We'll be taking the train to Helsinki tomorrow before we fly back to Manchester. I expect to see a great deal more forest before then. Dendrophilia overload: Ultrasylvania. If Dracula ever decided to get away from it all, he could summer out here quite pleasantly, stalking about in the woods, ripping out joggers' throats as they go through the fourth circuit of the evening. (Although I suppose the permanent sunshine might cause him some difficulties.)

5. ?????
I'm still an adjective short at the moment. We thought "shy" or "quiet" might be a possibility - especially as almost no-one on the whole 'plane spoke a word on the flight to Helsinki. But people have been quite chatty on the whole - not exactly bursting with questions, but happy to talk. And in English, of course, which sets my cheeks burning with a little shame. The phrasebook has remained wedged in my pocket.

Obviously, there's "expensive" - and it IS expensive here. £3 for a 70cl bottle of Pepsi. £20 or so for CDs. Between £5 and £7 for around a pint of beer. And this has meant our activities (especially the drinking and eating) are not quite at the usual holiday levels. But it would be wrong to say it's curtailed our fun in a big way. And reindeer liver would probably be even more expensive at home. I just hope I can manage to locate some bear sausage before the end of the week.

So I'm on the look out for another impression to word up.
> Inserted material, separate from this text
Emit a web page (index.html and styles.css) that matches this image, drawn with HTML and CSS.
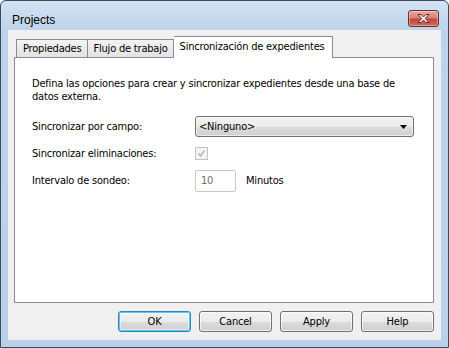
FILE: index.html
```html
<!DOCTYPE html>
<html lang="es">
<head>
<meta charset="utf-8">
<title>Projects</title>
<link rel="stylesheet" href="styles.css">
</head>
<body>
<div class="window">
  <div class="titlebar">
    <span class="title">Projects</span>
    <button class="close" aria-label="Cerrar">
      <svg width="15" height="11" viewBox="0 0 15 11">
        <path d="M2 1.5 L5 1.5 L7.5 4 L10 1.5 L13 1.5 L9.2 5.5 L13 9.5 L10 9.5 L7.5 7 L5 9.5 L2 9.5 L5.8 5.5 Z" fill="#fff" stroke="#5a2a26" stroke-width="1" stroke-linejoin="round"/>
      </svg>
    </button>
  </div>
  <div class="client">
    <div class="tabs">
      <div class="tab first">Propiedades</div>
      <div class="tab">Flujo de trabajo</div>
      <div class="tab selected">Sincronización de expedientes</div>
    </div>
    <div class="panel">
      <p class="intro">Defina las opciones para crear y sincronizar expedientes desde una base de datos externa.</p>
      <div class="form">
        <div class="label">Sincronizar por campo:</div>
        <div class="combo">
          <span>&lt;Ninguno&gt;</span>
          <svg class="arrow" width="7" height="4" viewBox="0 0 7 4"><path d="M0 0 H7 L3.5 4 Z" fill="#000"/></svg>
        </div>
        <div class="label">Sincronizar eliminaciones:</div>
        <div class="check-cell">
          <span class="check">
            <svg width="11" height="11" viewBox="0 0 11 11"><path d="M2.5 5.5 L4.5 8 L8.5 2.5" fill="none" stroke="#b5b5b5" stroke-width="1.4"/></svg>
          </span>
        </div>
        <div class="label">Intervalo de sondeo:</div>
        <div class="interval">
          <span class="input">10</span>
          <span class="unit">Minutos</span>
        </div>
      </div>
    </div>
    <div class="buttons">
      <button class="btn default">OK</button>
      <button class="btn">Cancel</button>
      <button class="btn">Apply</button>
      <button class="btn">Help</button>
    </div>
  </div>
</div>
</body>
</html>
```
FILE: styles.css
```css
html, body {
  margin: 0;
  padding: 0;
  background: #ffffff;
}

.window {
  box-sizing: border-box;
  width: 449px;
  height: 348px;
  border: 1px solid #3c4a5a;
  border-radius: 6px 6px 0 0;
  background: linear-gradient(to bottom, #d3e3f4 0px, #bcd3eb 30px, #b9d1ea 100%);
  padding: 0 7px 7px 7px;
  display: flex;
  flex-direction: column;
  font-family: "DejaVu Sans Condensed", "DejaVu Sans", sans-serif;
  font-stretch: condensed;
  font-size: 11px;
  letter-spacing: -0.2px;
  color: #000;
}

.titlebar {
  height: 29px;
  display: flex;
  align-items: flex-start;
  justify-content: space-between;
}

.title {
  font-family: "Liberation Sans", Arial, sans-serif;
  font-stretch: normal;
  letter-spacing: 0;
  font-size: 12px;
  margin-top: 12px;
  margin-left: 4px;
  color: #000;
}

.close {
  margin-top: 9px;
  margin-right: 2px;
  width: 31px;
  height: 17px;
  padding: 0;
  border: 1px solid #6b2e2a;
  border-radius: 3px;
  background: linear-gradient(to bottom, #e8a99f 0%, #d98277 45%, #c4483b 55%, #cf6a58 100%);
  display: flex;
  align-items: center;
  justify-content: center;
  box-shadow: inset 0 0 0 1px rgba(255, 255, 255, 0.35);
}

.client {
  flex: 1;
  background: #f0f0f0;
  display: flex;
  flex-direction: column;
  padding: 6px 7px 8px 6px;
}

.tabs {
  display: flex;
  align-items: flex-end;
  height: 22px;
  margin-bottom: -1px;
  padding-left: 2px;
}

.tab {
  box-sizing: border-box;
  height: 18px;
  margin-bottom: 1px;
  padding: 2px 5px 0 5px;
  border: 1px solid #898c95;
  border-bottom: none;
  border-right: none;
  background: linear-gradient(to bottom, #f3f3f3, #e3e3e3);
  white-space: nowrap;
}

.tab.first {
  padding: 2px 6px 0 6px;
}

.tab:nth-child(2) {
  border-right: 1px solid #898c95;
}

.tab.selected {
  position: relative;
  z-index: 1;
  height: 22px;
  margin-bottom: 0;
  padding: 3px 7px 0 6px;
  background: #ffffff;
  border-right: 1px solid #898c95;
  border-left: none;
}

.panel {
  flex: 1;
  background: #ffffff;
  border: 1px solid #898c95;
  padding: 19px 16px 0 17px;
}

.intro {
  margin: 0;
  line-height: 13px;
}

.form {
  margin-top: 13px;
  display: grid;
  grid-template-columns: 163px 1fr;
  grid-template-rows: 21px 20px 22px;
  row-gap: 6px;
  align-items: center;
}

.form > :nth-child(n+5) {
  margin-top: 1px;
}

.combo {
  box-sizing: border-box;
  width: 219px;
  height: 21px;
  border: 1px solid #707070;
  border-radius: 3px;
  background: linear-gradient(to bottom, #f2f2f2 0%, #ebebeb 50%, #dddddd 51%, #cfcfcf 100%);
  display: flex;
  align-items: center;
  justify-content: space-between;
  padding: 0 6px 0 3px;
  box-shadow: inset 0 0 0 1px rgba(255, 255, 255, 0.6);
}

.check-cell {
  display: flex;
  align-items: center;
}

.check {
  box-sizing: border-box;
  width: 13px;
  height: 13px;
  border: 1px solid #c2c2c2;
  background: #f4f4f4;
  display: flex;
  align-items: center;
  justify-content: center;
}

.interval {
  display: flex;
  align-items: center;
}

.input {
  box-sizing: border-box;
  width: 41px;
  height: 22px;
  border: 1px solid #c8c8c8;
  border-radius: 2px;
  background: #ffffff;
  color: #6d6d6d;
  padding: 3px 0 0 5px;
}

.unit {
  margin-left: 10px;
}

.buttons {
  display: flex;
  justify-content: flex-end;
  gap: 8px;
  margin-top: 8px;
}

.btn {
  box-sizing: border-box;
  width: 73px;
  height: 21px;
  padding: 0;
  border: 1px solid #707070;
  border-radius: 3px;
  background: linear-gradient(to bottom, #f2f2f2 0%, #ebebeb 50%, #dddddd 51%, #cfcfcf 100%);
  box-shadow: inset 0 0 0 1px rgba(255, 255, 255, 0.7);
  font-family: "DejaVu Sans Condensed", "DejaVu Sans", sans-serif;
  font-stretch: condensed;
  letter-spacing: -0.2px;
  font-size: 11px;
  color: #000;
}

.btn.default {
  border-color: #3c7fb1;
  box-shadow: inset 0 0 0 1px #48d0f8, inset 0 0 0 2px rgba(255, 255, 255, 0.5);
}
```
If I come up with one, I'll let youse know.

Nähdään!

Your pal, Coc x

PS One slightly bizarre sight (which could be considered a little frivolous) was a floating sauna on the lake last night. Not ship-shaped at all - just a wooden hut idly wandering along the water. No birch twigs in sight, but plenty of topless men - one of them wearing a captain's hat. There were beer bellies and there was beer being poured into them - so maybe that knocks adjective 2 out of the water as well? Or maybe they were Swedes.